- Published: Wednesday, April 06, 2016 08:59 AM
Legislation designed to help inmates emerge from prison with the means to get back on their feet passed out of the Illinois Senate Tuesday.
Senate Bill 2465, sponsored by Senator Daniel Biss (D-Evanston) would prohibit the Illinois Department of Corrections from suing current and former inmates to recoup the cost of their room and board while in prison. The legislation passed by a vote of 32-19 in the Senate. It now goes to the Illinois House for consideration.
“This is a dangerous practice that can make it almost impossible for people who have paid their debt to society be able to get back on their feet, find housing and seek employment,” Biss said.
Illinois has had a law allowing the state to sue inmates since 1982, but it was rarely used until recently. According to an investigation by the Chicago Tribune, there were two such lawsuits in 2012 and two in 2013, but the number jumped to 13 in 2015.

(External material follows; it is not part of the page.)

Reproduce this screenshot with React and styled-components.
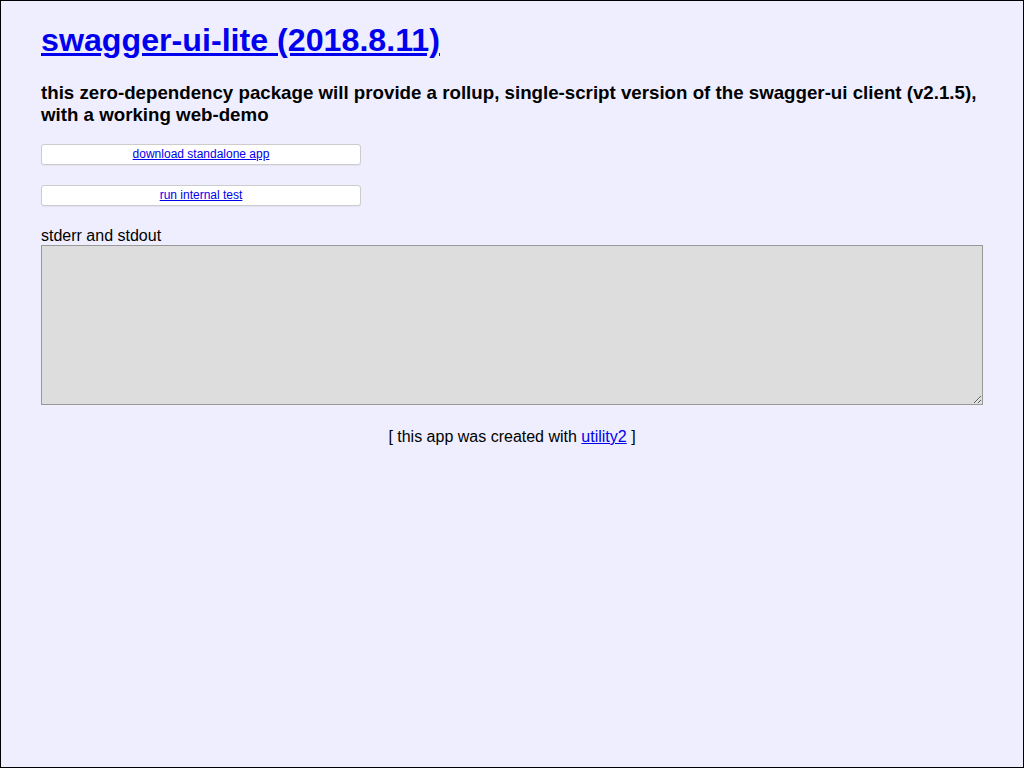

Illinois has discretion in determining which current and former inmates to sue. Most are poor. In some cases the state sued them after learning they had received modest inheritances or settlements from civil lawsuit involving private matters or regarding their arrest or incarceration.
The state has recovered about a half-million dollars since 2010, but most of it was from two inmates.
Biss noted that the return is not worth the state’s investment in these expensive lawsuits, particularly when the costs of recidivism and reliance on taxpayer-funded programs, such as food stamps or housing assistance, are factored in.
“It’s not as though most of them are millionaires. We’re talking mainly about people with relatively modest inheritances or court settlements that the state is going after,” Biss said.
“While it’s appropriate to assign financial penalties along with sentencing for certain types of crimes, the question is whether we want to rely on ad hoc lawsuits as a way to pay for the cost of prisons. It’s not consistent with how government should work, nor is it in keeping with the principles of criminal justice and the idea of second chances.”